** BEGIN SUPPLIED ENTRIES **

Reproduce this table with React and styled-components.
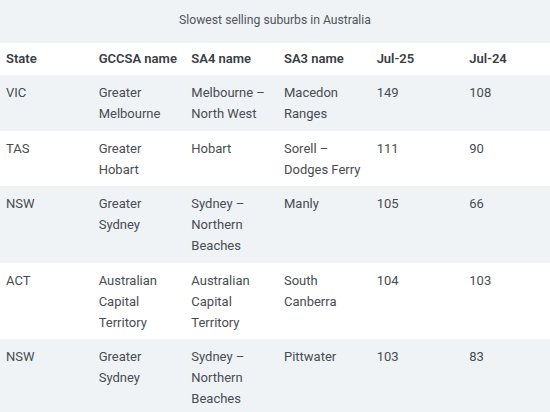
import React from "react";
import styled, { createGlobalStyle } from "styled-components";

const Global = createGlobalStyle`
  html, body { margin: 0; padding: 0; background: #ffffff; }
  body { font-family: Roboto, "Noto Sans", sans-serif; overflow: hidden; }
`;

const Wrap = styled.div`
  width: 550px;
  overflow: hidden;
`;

const Table = styled.table`
  border-collapse: collapse;
  table-layout: fixed;
  width: 556px;
  font-size: 13px;
  line-height: 21px;
  color: #474c53;
`;

const Caption = styled.caption`
  background: #f0f3f6;
  color: #50555c;
  font-size: 12.2px;
  height: 43px;
  line-height: 40px;
  text-align: center;
  padding: 0;
  width: 550px;
`;

const Row = styled.tr`
  background: ${(p) => (p.$shade ? "#f0f3f6" : "#ffffff")};
`;

const Th = styled.th`
  text-align: left;
  font-weight: 600;
  color: #383d44;
  padding: 5px 6px 6px 6px;
  vertical-align: top;
`;

const Td = styled.td`
  padding: 7px 6px 6.6px 6px;
  vertical-align: top;
`;

const Col = styled.col`
  width: 92.6px;
`;

const headers = ["State", "GCCSA name", "SA4 name", "SA3 name", "Jul-25", "Jul-24"];

const rows = [
  ["VIC", "Greater Melbourne", "Melbourne – North West", "Macedon Ranges", "149", "108"],
  ["TAS", "Greater Hobart", "Hobart", "Sorell – Dodges Ferry", "111", "90"],
  ["NSW", "Greater Sydney", "Sydney – Northern Beaches", "Manly", "105", "66"],
  ["ACT", "Australian Capital Territory", "Australian Capital Territory", "South Canberra", "104", "103"],
  ["NSW", "Greater Sydney", "Sydney – Northern Beaches", "Pittwater", "103", "83"],
];

export default function App() {
  return (
    <Wrap>
      <Global />
      <Table>
        <Caption>Slowest selling suburbs in Australia</Caption>
        <colgroup>
          {headers.map((h) => (
            <Col key={h} />
          ))}
        </colgroup>
        <thead>
          <Row>
            {headers.map((h) => (
              <Th key={h}>{h}</Th>
            ))}
          </Row>
        </thead>
        <tbody>
          {rows.map((r, i) => (
            <Row key={i} $shade={i % 2 === 0}>
              {r.map((c, j) => (
                <Td key={j}>{c}</Td>
              ))}
            </Row>
          ))}
        </tbody>
      </Table>
    </Wrap>
  );
}
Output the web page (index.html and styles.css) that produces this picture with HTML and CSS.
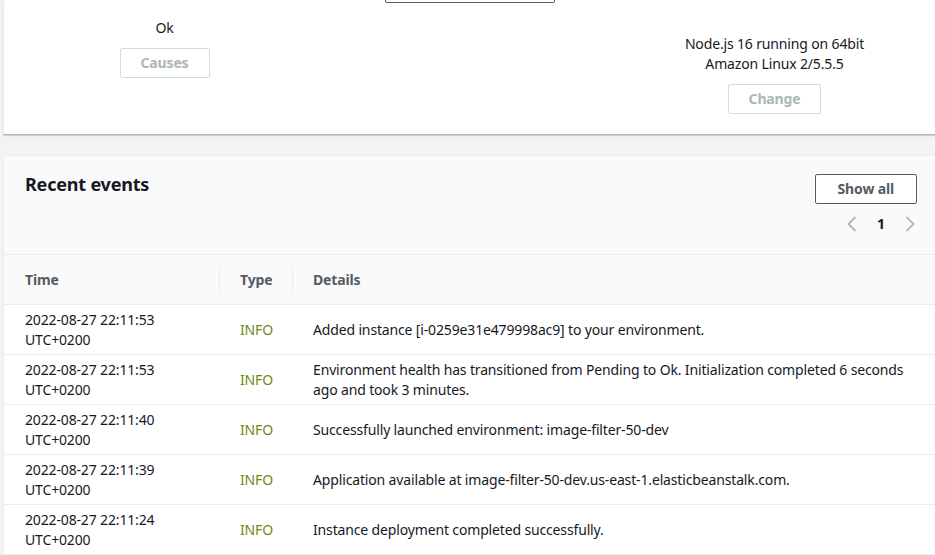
FILE: index.html
```html
<!DOCTYPE html>
<html lang="en">
<head>
<meta charset="utf-8">
<title>Environment</title>
<link rel="stylesheet" href="styles.css">
</head>
<body>
<div class="page">
  <section class="overview">
    <div class="ov-col ov-health">
      <div class="ov-value">Ok</div>
      <button class="btn btn-disabled" disabled>Causes</button>
    </div>
    <div class="ov-col ov-middle">
      <button class="btn btn-cut" aria-label="Upload and deploy"></button>
    </div>
    <div class="ov-col ov-platform">
      <div class="ov-value">Node.js 16 running on 64bit<br>Amazon Linux 2/5.5.5</div>
      <button class="btn btn-disabled" disabled>Change</button>
    </div>
  </section>

  <section class="events">
    <header class="events-head">
      <h2 class="events-title">Recent events</h2>
      <div class="events-actions">
        <button class="btn btn-normal">Show all</button>
        <div class="pager">
          <span class="pager-arrow"><svg width="12" height="18" viewBox="0 0 12 18"><path d="M9.5 2 L2.5 9 L9.5 16" fill="none" stroke="#aab7b8" stroke-width="1.8"/></svg></span>
          <span class="pager-num">1</span>
          <span class="pager-arrow"><svg width="12" height="18" viewBox="0 0 12 18"><path d="M2.5 2 L9.5 9 L2.5 16" fill="none" stroke="#aab7b8" stroke-width="1.8"/></svg></span>
        </div>
      </div>
    </header>
    <table class="events-table">
      <colgroup>
        <col class="c-time">
        <col class="c-type">
        <col class="c-details">
      </colgroup>
      <thead>
        <tr>
          <th class="col-time">Time</th>
          <th class="col-type"><span class="sep"></span>Type</th>
          <th class="col-details"><span class="sep"></span>Details</th>
        </tr>
      </thead>
      <tbody>
        <tr>
          <td>2022-08-27 22:11:53<br>UTC+0200</td>
          <td class="info">INFO</td>
          <td>Added instance [i-0259e31e479998ac9] to your environment.</td>
        </tr>
        <tr>
          <td>2022-08-27 22:11:53<br>UTC+0200</td>
          <td class="info">INFO</td>
          <td><span class="detail-wrap">Environment health has transitioned from Pending to Ok. Initialization completed 6 seconds ago and took 3 minutes.</span></td>
        </tr>
        <tr>
          <td>2022-08-27 22:11:40<br>UTC+0200</td>
          <td class="info">INFO</td>
          <td>Successfully launched environment: image-filter-50-dev</td>
        </tr>
        <tr>
          <td>2022-08-27 22:11:39<br>UTC+0200</td>
          <td class="info">INFO</td>
          <td>Application available at image-filter-50-dev.us-east-1.elasticbeanstalk.com.</td>
        </tr>
        <tr>
          <td>2022-08-27 22:11:24<br>UTC+0200</td>
          <td class="info">INFO</td>
          <td>Instance deployment completed successfully.</td>
        </tr>
      </tbody>
    </table>
  </section>
</div>
</body>
</html>
```

FILE: styles.css
```css
* { box-sizing: border-box; }

html, body {
  margin: 0;
  padding: 0;
  background: #f2f3f3;
  font-family: "Noto Sans", "Open Sans", Arial, sans-serif;
  font-size: 14px;
  line-height: 20px;
  letter-spacing: -0.15px;
  color: #16191f;
  overflow: hidden;
}

.page {
  width: 935px;
  height: 555px;
  padding-left: 3px;
}

/* top overview card */
.overview {
  height: 135px;
  background: #ffffff;
  border-left: 1px solid #eaeded;
  border-bottom: 1px solid #aab7b8;
  box-shadow: 0 1px 1px 0 rgba(0, 28, 36, 0.15);
  display: grid;
  grid-template-columns: 305px 305px 305px;
  padding-left: 8px;
}

.ov-col {
  display: flex;
  flex-direction: column;
  align-items: center;
  text-align: center;
}

.ov-health { padding-top: 18px; gap: 10px; }
.ov-middle { padding-top: 0; }
.ov-platform { padding-top: 34px; gap: 10px; }

.btn {
  font-family: inherit;
  font-size: 14px;
  font-weight: 700;
  line-height: 20px;
  letter-spacing: -0.15px;
  border-radius: 2px;
  padding: 4px 20px;
  background: #ffffff;
  height: 30px;
}

.btn-disabled {
  color: #aab7b8;
  border: 1px solid #d5dbdb;
}

.btn-normal {
  color: #545b64;
  border: 1px solid #545b64;
  padding: 4px 22px;
}

.btn-cut {
  width: 170px;
  margin-top: -27px;
  color: #545b64;
  border: 1px solid #545b64;
}

/* events card */
.events {
  margin-top: 20px;
  background: #fafafa;
  border-left: 1px solid #eaeded;
  border-top: 1px solid #eaeded;
}

.events-head {
  height: 99px;
  display: flex;
  justify-content: space-between;
  align-items: flex-start;
  padding: 17px 18px 0 21px;
  border-bottom: 1px solid #eaeded;
}

.events-title {
  margin: 0;
  font-size: 18px;
  line-height: 22px;
  font-weight: 700;
  color: #16191f;
  letter-spacing: -0.2px;
}

.events-actions {
  display: flex;
  flex-direction: column;
  align-items: flex-end;
  padding-top: 1px;
}

.pager {
  display: flex;
  align-items: center;
  gap: 18px;
  margin-top: 10px;
}

.pager-arrow {
  display: flex;
  width: 14px;
  justify-content: center;
}

.pager-num {
  font-weight: 700;
  width: 8px;
  text-align: center;
}

.events-table {
  width: 100%;
  border-collapse: collapse;
  table-layout: fixed;
}

.c-time { width: 215px; }
.c-type { width: 73px; }

.events-table th {
  position: relative;
  text-align: left;
  font-weight: 700;
  color: #545b64;
  height: 49px;
  padding: 2px 0 0 21px;
  border-bottom: 1px solid #eaeded;
  background: #fafafa;
}

.sep {
  position: absolute;
  left: 0;
  top: 13px;
  height: 24px;
  border-left: 1px solid #eaeded;
}

.events-table td {
  background: #ffffff;
  height: 50px;
  padding: 5px 20px 4px 21px;
  border-bottom: 1px solid #eaeded;
  vertical-align: middle;
}

.info { color: #6b8a17; }

.detail-wrap {
  display: block;
  max-width: 600px;
}
```
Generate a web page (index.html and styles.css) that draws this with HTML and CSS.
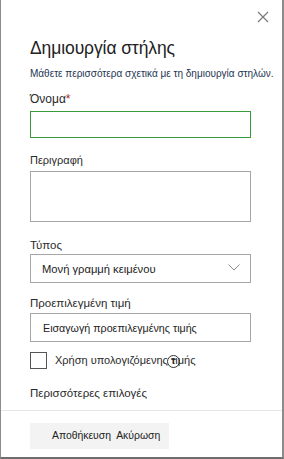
FILE: index.html
```html
<!DOCTYPE html>
<html lang="el">
<head>
<meta charset="utf-8">
<link rel="stylesheet" href="styles.css">
</head>
<body>
<div class="panel">
  <div class="header">
    <svg class="close" width="12" height="12" viewBox="0 0 12 12"><path d="M1 1L11 11M11 1L1 11" stroke="#7a7a7a" stroke-width="1.2" fill="none"/></svg>
  </div>
  <div class="body">
    <h1 class="title">Δημιουργία στήλης</h1>
    <div class="link">Μάθετε περισσότερα σχετικά με τη δημιουργία στηλών.</div>
    <div class="label l-name">Όνομα<span class="req">*</span></div>
    <div class="input input-active"></div>
    <div class="label l-desc">Περιγραφή</div>
    <div class="textarea"></div>
    <div class="label l-type">Τύπος</div>
    <div class="select">
      <span>Μονή γραμμή κειμένου</span>
      <svg class="chev" width="12" height="7" viewBox="0 0 12 7"><path d="M0.5 0.5L6 6L11.5 0.5" stroke="#8a8a8a" stroke-width="1" fill="none"/></svg>
    </div>
    <div class="label l-def">Προεπιλεγμένη τιμή</div>
    <div class="input input-def"><span>Εισαγωγή προεπιλεγμένης τιμής</span></div>
    <div class="check-row">
      <span class="checkbox"></span>
      <span class="check-label">Χρήση υπολογιζόμενης <span class="tchar">τ<span class="info">T</span></span>ιμής</span>
    </div>
    <div class="label l-more">Περισσότερες επιλογές</div>
  </div>
  <div class="footer">
    <div class="btns">Αποθήκευση&nbsp; Ακύρωση</div>
  </div>
</div>
</body>
</html>
```
FILE: styles.css
```css
html, body { margin: 0; padding: 0; background: #fff; }
body { font-family: "Liberation Sans", Arial, sans-serif; color: #222; }
.panel {
  width: 284px; height: 459px; box-sizing: border-box;
  border-left: 1px solid #8c8c8c; border-right: 2px solid #8c8c8c; border-bottom: 2px solid #6e6e6e;
  display: flex; flex-direction: column;
}
.header { height: 34px; display: flex; justify-content: flex-end; align-items: flex-start; }
.close { margin-top: 11px; margin-right: 13px; }
.body { padding-left: 29px; }
.title { margin: 0; font-weight: normal; font-size: 17.5px; line-height: 28px; color: #222; letter-spacing: -0.1px; }
.link { margin-top: 4px; font-size: 10px; line-height: 16px; color: #1d3552; white-space: nowrap; }
.label { font-size: 11.5px; line-height: 16px; color: #2a2a2a; }
.req { color: #a4262c; }
.l-name { margin-top: 9px; font-size: 12px; }
.input { box-sizing: border-box; width: 221px; height: 27px; border: 1px solid #a6a6a6; margin-top: 4px; }
.input-active { border-color: #3a9a3a; }
.l-desc { margin-top: 14px; font-size: 11px; }
.textarea { box-sizing: border-box; width: 221px; height: 51px; border: 1px solid #a6a6a6; margin-top: 3px; }
.l-type { margin-top: 15px; }
.select {
  box-sizing: border-box; width: 221px; height: 29px; border: 1px solid #a6a6a6; margin-top: 1px;
  display: flex; align-items: center; justify-content: space-between; padding: 0 10px 0 11px;
  font-size: 11.2px; color: #222;
}
.chev { margin-top: -2px; }
.l-def { margin-top: 12px; }
.input-def { height: 29px; margin-top: 2px; display: flex; align-items: center; padding-left: 12px; font-size: 10.7px; color: #222; }
.check-row { margin-top: 9px; display: flex; align-items: center; height: 18px; }
.checkbox { box-sizing: border-box; width: 17px; height: 17px; border: 1px solid #555; }
.check-label { margin-left: 8px; font-size: 11px; line-height: 16px; color: #2a2a2a; }
.tchar { position: relative; }
.info {
  position: absolute; left: -4px; top: 1px; width: 11px; height: 11px; border: 1px solid #333; border-radius: 50%;
  font-size: 8px; line-height: 11px; text-align: center; font-weight: bold; color: #222;
}
.l-more { margin-top: 16px; }
.footer { margin-top: 9px; border-top: 1px solid #e6e6e6; padding: 12px 0 0 29px; }
.btns {
  width: 139px; height: 26px; box-sizing: border-box; background: #f3f3f3;
  padding-left: 22px; font-size: 10.4px; line-height: 26px; color: #222; white-space: nowrap;
}
```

** END SUPPLIED ENTRIES **

**SHORT TASK:** Count every line of the records that holds the string "index". Write only the total.

**COMPLETED TASK:** 4